Di Alberto Fragomeni
Qualche tempo fa, mi ha chiamato Peppe Dell’Acqua per chiedermi se ci saremmo visti a Milano per Book Pride. C’era una presentazione dei libri narrativi della Collana 180, e io, che ho deciso già da tempo di non contribuire più alla promozione del mio scritto, ho risposto che sì, avrei raggiunto lui e gli altri componenti della grande famiglia della Collana a Milano, ma solo per salutarli e per stare un po’ con loro. Durante la telefonata, a Peppe è venuto in mente che forse avrei potuto aiutarlo per una cosa che deve fare in questi giorni, compilare un glossario di termini filosofici per un libro a cui sta lavorando. In particolare, mi ha chiesto se volessi scrivere qualcosa sulla Fenomenologia. Gli ho subito risposto che non me la sentivo, dato sono solo uno che ha letto un paio di libri, mentre, come sa benissimo, a Trieste è circondato da filosofi che possono svolgere questo compito in pochi momenti, e in modo assolutamente rigoroso.

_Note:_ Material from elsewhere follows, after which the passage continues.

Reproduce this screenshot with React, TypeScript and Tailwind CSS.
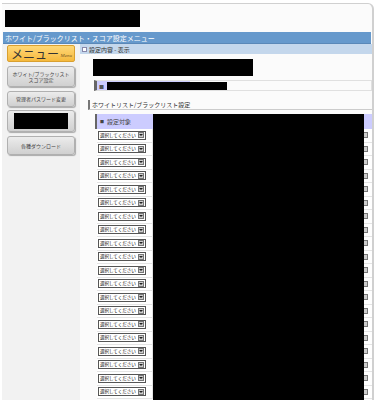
import React from "react";

const jp = { fontFamily: '"Noto Sans CJK JP", "Noto Sans", sans-serif' };

function Sel() {
  return (
    <div className="flex items-center h-[9px] w-[48px] border border-[#555] bg-white overflow-hidden">
      <span className="flex-1 text-[4.6px] leading-[7px] tracking-[-0.1px] text-[#111] pl-[1px] whitespace-nowrap overflow-hidden">選択してください</span>
      <span className="shrink-0 w-[6px] h-[6px] mr-[1px] bg-[#ccc] border border-[#777] flex items-center justify-center">
        <span className="block w-0 h-0 border-l-[2px] border-r-[2px] border-t-[2px] border-l-transparent border-r-transparent border-t-[#222]" />
      </span>
    </div>
  );
}

function SideBtn({ children, h }: { children: React.ReactNode; h: string }) {
  return (
    <div className={`mx-[5px] ${h} rounded-[3px] border border-[#b0b0b0] bg-gradient-to-b from-[#ececec] to-[#d0d0d0] shadow-[1px_1px_1px_#aaa] flex items-center justify-center text-center text-[5px] leading-[6px] text-[#444] whitespace-nowrap`}>
      {children}
    </div>
  );
}

export default function App() {
  const rows = Array.from({ length: 20 });
  return (
    <div className="w-[379px] h-[400px] overflow-hidden bg-white" style={jp}>
      <div className="ml-[2px] mt-[3px] w-[372px] h-[397px] border-r-2 border-t border-[#d0d0d0] rounded-tr-[6px] bg-[#fbfbfb] flex flex-col">
        <div className="h-[28px] pt-[6px] pl-[3px]">
          <div className="w-[135px] h-[17px] bg-black" />
        </div>
        <div className="h-[12px] mx-[1px] bg-[#6699cc] border-b border-[#5a88b8] text-white text-[7px] leading-[12px] pl-[2px] whitespace-nowrap">
          ホワイト/ブラックリスト・スコア設定メニュー
        </div>
        <div className="flex flex-1">
          <div className="w-[78px] bg-[#f2f2f2] flex flex-col pt-[1px]">
            <div className="mx-[5px] h-[17px] rounded-[2px] border border-[#d9a030] bg-gradient-to-b from-[#ffd876] to-[#f5b93c] flex items-end pl-[3px] pr-[2px] whitespace-nowrap overflow-hidden">
              <span className="text-[12px] leading-[15px] text-[#333]">メニュー</span>
              <span className="text-[5px] leading-[6px] italic text-[#775522] ml-auto mb-[2px]" style={{ fontFamily: '"Liberation Serif", serif' }}>Menu</span>
            </div>
            <div className="h-[4px]" />
            <SideBtn h="h-[21px]">
              <span>ホワイト/ブラックリスト<br />スコア設定</span>
            </SideBtn>
            <div className="h-[4px]" />
            <SideBtn h="h-[16px]">管理者パスワード変更</SideBtn>
            <div className="h-[3px]" />
            <SideBtn h="h-[22px]">
              <div className="w-[54px] h-[16px] bg-black" />
            </SideBtn>
            <div className="h-[4px]" />
            <SideBtn h="h-[19px]">各種ダウンロード</SideBtn>
          </div>
          <div className="flex-1 flex flex-col">
            <div className="h-[10px] bg-[#c4d7ec] flex items-center pl-[2px] text-[6px] text-[#333] whitespace-nowrap">
              <span className="w-[5px] h-[5px] bg-white border border-[#88a] mr-[2px]" />
              設定内容 - 表示
            </div>
            <div className="ml-[13px] mt-[5px] w-[160px] h-[17px] bg-black" />
            <div className="relative ml-[14px] mt-[4px] h-[11px] border border-[#e0e0e0] border-l-[3px] border-l-[#666] flex">
              <div className="w-[93px] bg-[#ccccff] text-[5px] leading-[9px] pl-[2px] text-[#555]">■</div>
              <div className="absolute left-[10px] top-[1px] w-[120px] h-[8px] bg-black" />
            </div>
            <div className="ml-[8px] mt-[9px] h-[10px] border-l-2 border-[#777] border-b border-b-[#ccc] pl-[2px] text-[6px] leading-[9px] text-[#333] whitespace-nowrap">
              ホワイトリスト/ブラックリスト設定
            </div>
            <div className="ml-[15px] mt-[4px] flex flex-1">
              <div className="w-[2px] h-[15px] bg-[#666]" />
              <div className="w-[56px] flex flex-col">
                <div className="h-[15px] bg-[#ccccff] text-[6px] leading-[15px] pl-[3px] text-[#444] whitespace-nowrap">
                  <span className="text-[4px] mr-[3px]">■</span>設定対象
                </div>
                {rows.map((_, i) => (
                  <div key={i} className="h-[13.5px] border-b border-r border-[#e4e4e4] bg-white flex items-center pl-[1px]">
                    <Sel />
                  </div>
                ))}
              </div>
              <div className="w-[211px] bg-black" />
              <div className="flex-1 flex flex-col overflow-hidden">
                <div className="h-[15px] bg-[#ccccff]" />
                {rows.map((_, i) => (
                  <div key={i} className="h-[13.5px] border-b border-[#e4e4e4] bg-white flex items-center">
                    <span className="w-[4px] h-[6px] bg-[#ccc] border border-[#777] border-l-0" />
                  </div>
                ))}
              </div>
            </div>
          </div>
        </div>
      </div>
    </div>
  );
}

Poi, dopo Book Pride, in Stazione Centrale, prima di salutarci io e Peppe siamo tornati sull’argomento, e così ho deciso di giustificare un po’ meglio il mio rifiuto, e gli ho chiesto se gli avessi mai raccontato la storia di Jaspers e Husserl sulla comprensione della Fenomenologia, e quando lui ha risposto di no, ho attaccato: un giorno il giovane Jaspers, in quegli anni allievo prediletto di Husserl insieme a Heidegger, si reca dal suo maestro e gli chiede se avesse un po’ di tempo per spiegargli meglio la faccenda della Fenomenologia, che non gli era per niente chiara. Husserl, allora, gli risponde di stare tranquillo, che la Fenomenologia è una cosa molto complicata, e non c’è bisogno alcuno che lui la capisca, dato che la sta già applicando correttamente nei suoi lavori.
All’epoca Jaspers stava scrivendo la “Psicologia delle visioni del mondo”, il testo che segna il suo passaggio dalla medicina alla filosofia, e lui stesso racconta questo scambio di battute avuto con Husserl nell’introduzione a “Filosofia”, il suo capolavoro del 1931.
Ecco perché, ho detto a Peppe, perchè ho respinto il suo invito: se non l’ha capita il grande Karl Jaspers, che la Fenomenologia la studiava con Husserl che l’ha inventata, e anzi, se questi gli ha detto in faccia che neppure poteva capirla, che posso scrivere, io, sull’argomento?
Peppe, allora, mi ha risposto che potevo scrivere proprio questo racconto, non per il Glossario, ovviamente, ma per il Forum, magari, dato che è una storia molto interessante. Gli ho detto che in effetti è stata un mio cavallo di battaglia, quando studiavo la Metafisica, e che l’ho raccontata spesso e con molto piacere, modificandola ed esagerandola, un po’ come si fa con le barzellette. E proprio come ogni buona barzelletta, funziona ancora meglio se la si racconta in dialetto. Ho accennato a Peppe che nella mia testa, a volte, me la immagino svolgersi in napoletano, il dialetto di mia madre. Più o meno avviene così, con Jaspers che rincorre Husserl nei corridoi dell’università:
“Mastro Ussérl, Mastro Ussérl!”
“Ué uagliò, che tieni?”
“Facitim nu piacer’, maestr’: tenit cinq minut ‘e tiemp p’ mi fa capì stu fatt ‘ra Fenomenologgia, ch’ stong nu poc’ confus’…?”
“Carlett’, mannegg’ a capa toja! Statt’ calm, che non fa nient se n’a capisc, a Fenomenologgia, che è ‘na cosa tropp gross’ pe’ te, ch’a stai già facend’ bbuona. Jamm bell’, jamm! ‘Na tazzulella ‘e cafè a vuoi?”
No, non era proprio il caso che contribuissi a quel glossario.